- _BRIEF_:
Write the data out again exactly, with no pictures.

^^^^^^^^^^^^^^^^

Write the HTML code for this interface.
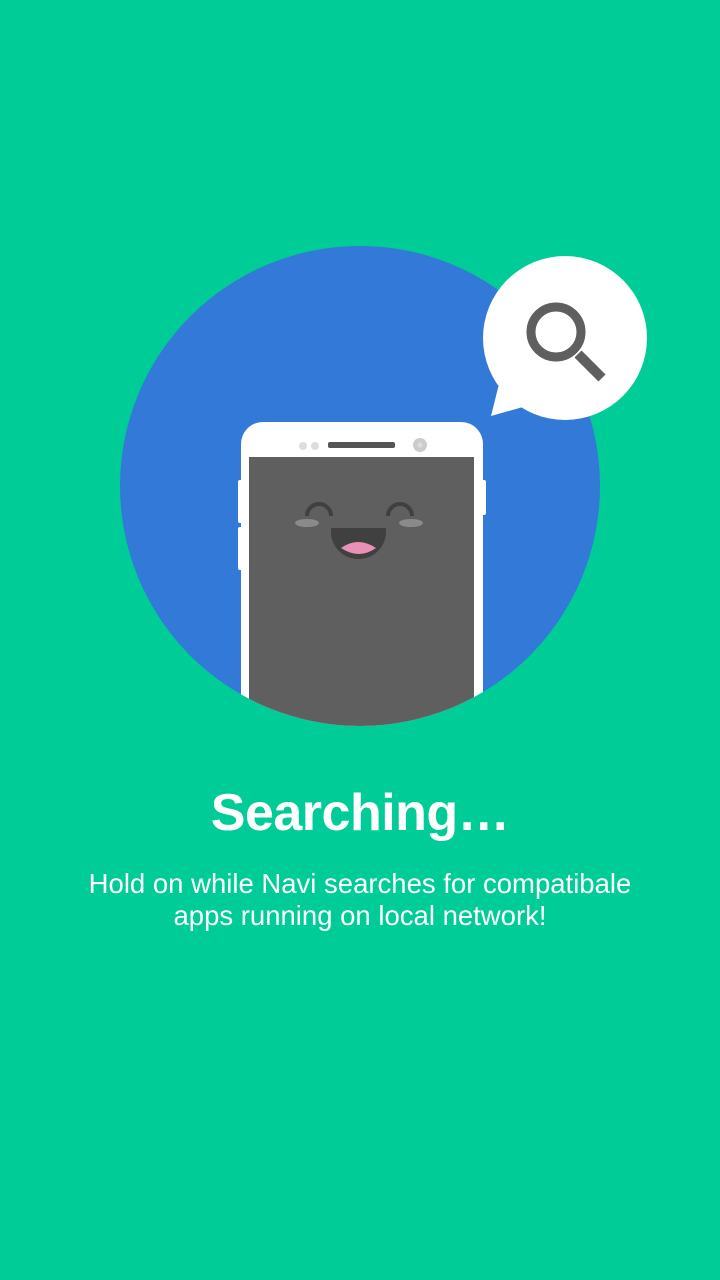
<!DOCTYPE html>
<html><head><style>
body{margin:0;width:720px;height:1280px;background:#00cc98;overflow:hidden;font-family:"Liberation Sans",sans-serif;position:relative}
h1{position:absolute;top:783px;left:0;width:720px;text-align:center;margin:0;color:#fff;font-size:52px;font-weight:bold;letter-spacing:-0.5px}
p{position:absolute;top:868px;left:0;width:720px;text-align:center;margin:0;color:#fff;font-size:27.5px;line-height:32px}
</style></head><body>
<svg width="720" height="760" style="position:absolute;top:0;left:0">
<defs><clipPath id="c"><circle cx="360" cy="486" r="240"/></clipPath></defs>
<circle cx="360" cy="486" r="240" fill="#3379d8"/>
<g clip-path="url(#c)">
<rect x="238" y="480" width="6" height="43" rx="2" fill="#fff"/>
<rect x="238" y="527" width="6" height="43" rx="2" fill="#fff"/>
<rect x="480" y="480" width="6" height="35" rx="2" fill="#fff"/>
<rect x="241" y="422" width="242" height="400" rx="22" fill="#fff"/>
<rect x="249" y="457" width="225" height="360" fill="#5f5f5f"/>
</g>
<circle cx="303" cy="446" r="4" fill="#ddd"/><circle cx="315" cy="446" r="4" fill="#ddd"/>
<rect x="328" y="442" width="67" height="6" rx="2" fill="#555"/>
<circle cx="420" cy="445" r="7" fill="#ccc"/><circle cx="420" cy="445" r="2.5" fill="#ddd"/>
<path d="M307 516 a12 12 0 0 1 24 0 M388 516 a12 12 0 0 1 24 0" fill="none" stroke="#404040" stroke-width="4"/>
<ellipse cx="307" cy="523" rx="12" ry="4" fill="#8a8a8a"/><ellipse cx="411" cy="523" rx="12" ry="4" fill="#8a8a8a"/>
<path d="M331 528 h55 v4 a27.5 27 0 0 1 -55 0 z" fill="#404040"/>
<path d="M341 548 q17 -12 35 0 q-17 12 -35 0z" fill="#e891b6"/>
<circle cx="565" cy="338" r="82" fill="#fff"/>
<path d="M500 380 L491 416 L530 405 Z" fill="#fff"/>
<circle cx="556" cy="332" r="25" fill="none" stroke="#5f5f5f" stroke-width="9"/>
<path d="M578 354 L602 378" stroke="#5f5f5f" stroke-width="10"/>
</svg>
<h1>Searching…</h1>
<p>Hold on while Navi searches for compatibale<br>apps running on local network!</p>
</body></html>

^^^^^^^^^^^^^^^^

- _RESULT FOR THIS EXERCISE_:
Write the HTML code for this interface.
<!DOCTYPE html>
<html><head><style>
body{margin:0;width:720px;height:1280px;background:#00cc98;overflow:hidden;font-family:"Liberation Sans",sans-serif;position:relative}
h1{position:absolute;top:783px;left:0;width:720px;text-align:center;margin:0;color:#fff;font-size:52px;font-weight:bold;letter-spacing:-0.5px}
p{position:absolute;top:868px;left:0;width:720px;text-align:center;margin:0;color:#fff;font-size:27.5px;line-height:32px}
</style></head><body>
<svg width="720" height="760" style="position:absolute;top:0;left:0">
<defs><clipPath id="c"><circle cx="360" cy="486" r="240"/></clipPath></defs>
<circle cx="360" cy="486" r="240" fill="#3379d8"/>
<g clip-path="url(#c)">
<rect x="238" y="480" width="6" height="43" rx="2" fill="#fff"/>
<rect x="238" y="527" width="6" height="43" rx="2" fill="#fff"/>
<rect x="480" y="480" width="6" height="35" rx="2" fill="#fff"/>
<rect x="241" y="422" width="242" height="400" rx="22" fill="#fff"/>
<rect x="249" y="457" width="225" height="360" fill="#5f5f5f"/>
</g>
<circle cx="303" cy="446" r="4" fill="#ddd"/><circle cx="315" cy="446" r="4" fill="#ddd"/>
<rect x="328" y="442" width="67" height="6" rx="2" fill="#555"/>
<circle cx="420" cy="445" r="7" fill="#ccc"/><circle cx="420" cy="445" r="2.5" fill="#ddd"/>
<path d="M307 516 a12 12 0 0 1 24 0 M388 516 a12 12 0 0 1 24 0" fill="none" stroke="#404040" stroke-width="4"/>
<ellipse cx="307" cy="523" rx="12" ry="4" fill="#8a8a8a"/><ellipse cx="411" cy="523" rx="12" ry="4" fill="#8a8a8a"/>
<path d="M331 528 h55 v4 a27.5 27 0 0 1 -55 0 z" fill="#404040"/>
<path d="M341 548 q17 -12 35 0 q-17 12 -35 0z" fill="#e891b6"/>
<circle cx="565" cy="338" r="82" fill="#fff"/>
<path d="M500 380 L491 416 L530 405 Z" fill="#fff"/>
<circle cx="556" cy="332" r="25" fill="none" stroke="#5f5f5f" stroke-width="9"/>
<path d="M578 354 L602 378" stroke="#5f5f5f" stroke-width="10"/>
</svg>
<h1>Searching…</h1>
<p>Hold on while Navi searches for compatibale<br>apps running on local network!</p>
</body></html>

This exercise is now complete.